Is there any truth in right royal Tudor tales about the ‘Queen’s Oak’ near the Gothic folly farmhouse? Could Heveningham Hall’s Georgian façade really be one of the widest in England? And what inspired a Victorian rector’s wife to lie on her back and paint Huntingfield’s church ceiling and angel roof ? The project took years, but the legacy remains one of Suffolk’s most colourful spectacles!
Heveningham Hall (not open to the public) holds regular annual events in its park. Walkers are also welcome to enjoy the public footpaths through its grounds.
Cycle to /from Halesworth Millennium Green: 30 mins
Closest on the Coast
9-10 miles east of Halesworth
Some of Suffolk’s most stylish coastal favourites are in very close reach of Halesworth and its villages.
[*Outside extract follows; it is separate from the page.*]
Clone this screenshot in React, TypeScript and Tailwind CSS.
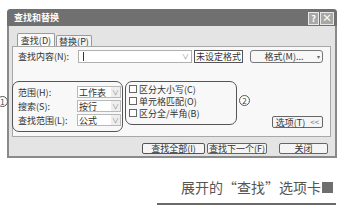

Stroll along Southwold’s tasteful pier and beach hut-lined prom, or enjoy a paddle and feeling sand between your toes. Home to the famous Adnams brewery, you’ll find many tempting watering holes both here and across the River Blyth at more wild and wonderful Walberswick. Try a spot of crabbing perhaps or walk by the reedbeds, binoculars in hand.
Don’t miss the fab, free and fascinating little museum at Southwold, and at Dunwich too – a once wealthy port town, now almost lost to the sea. Explore the cliff top priory ruins and listen out for the bells of lost churches tolling beneath the waves.